Technology: When Slow Is Fast, and Fast Is Slow

technology

When service-to-sales first started, it involved little more than a tablet and actually seemed to go pretty well. The vehicle arrived, and after greeting the customer and scanning the VIN, the appointment popped up on the tablet and showed the existing customer.

It went downhill from there.

As we scrolled through the series of screens and continued the walk-around on the vehicle, all the way up to the point where the client signed the tablet and was escorted to the lounge, it was a pretty great experience. But to a service advisor, the process just took more time.

True, it did, but the problem wasn’t that it took longer; the problem was that the advisor thought it shouldn’t take longer.

This is where the understanding of technology’s purpose, and not just the introduction of technology, comes in.

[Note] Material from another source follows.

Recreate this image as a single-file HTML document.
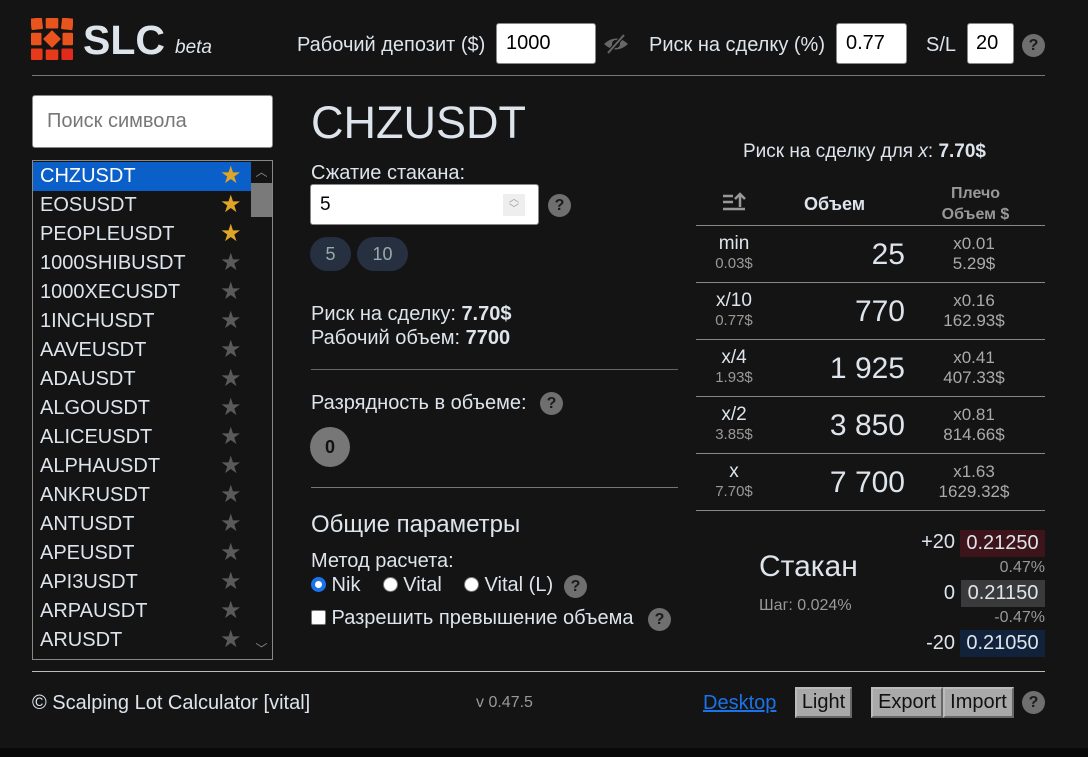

Quicker and Better vs. Quicker or Better

Technology has provided all of us with so many advantages and opportunities, and there are more seemingly every second. But at your dealership you need to make sure that the purpose of the technology gets explained to the team before the technology is rolled out.

Let’s break some of these tools into two simple categories of purpose: Engagement and streamlining.

The tablet that was introduced in the service drive was meant to be an engagement tool. The client is greeted in the service drive and the device allows the advisor to gather and electronically document information and connect with the client at the same time, as well as have the opportunity to examine the vehicle for some basic concerns and perhaps even allow the client to point out some specific repair requests. And of course, it also gives the advisor the chance to make some up-sell recommendations while in the drive.

The tablet also comes into play when we reach the “status report” stage of the process, allowing the advisor to share the findings of the multipoint inspection with the client in a more engaging atmosphere, i.e., without uprooting the client from the lounge to go to the work station, approve the service, and go back to the lounge to wait.

Prior to the tablet introduction: The client comes in and sits at your desk. You get the initial repair or maintenance requests. The client then goes to the lounge. When the MPI results need to be shared, you ask the client to come back to your desk and review the requests, and then after agreement, the client goes back to the lounge.

So actually, your tablet is both an engagement tool and a streamlining tool, especially if additional repair requests are pushed to both the technician and the parts department, and the repair process then continues seamlessly while still engaging with the client.

Another example of a streamlining tool is the electronic version of your multipoint inspection (EMPI) tool. If there is integration between your DMS and EMPI tool, the generation of the repair order automatically populates your dispatch MPI as well as your parts team, so even without the piece of the paper, the process is moving forward. If the additional steps include your technician, he can push MPI results from his work station to the advisor without leaving his work station.

Another example of engagement through technology is big data. This term has been batted about for years, and there is not only a misunderstanding of the term but also a misunderstanding of the purpose of the science of big data.

Every dealership has data. As a matter of fact, you have a lot of data. The purpose and science of BD isn’t in the gathering of it (although this is important); it’s the aggregating the data and using it for your specific purpose.

And one of your purposes definitely should be marketing. And marketing is certainly engagement.

Let’s look at what data you currently have on your clients:

  • Names
  • Delivery dates of vehicles
  • Service histories
  • Value (meaning the amount they’ve spent in sales and service)

So the problem isn’t data. The problem is how do you segment and effectively use the data to personalize the service and sales experiences for your clients.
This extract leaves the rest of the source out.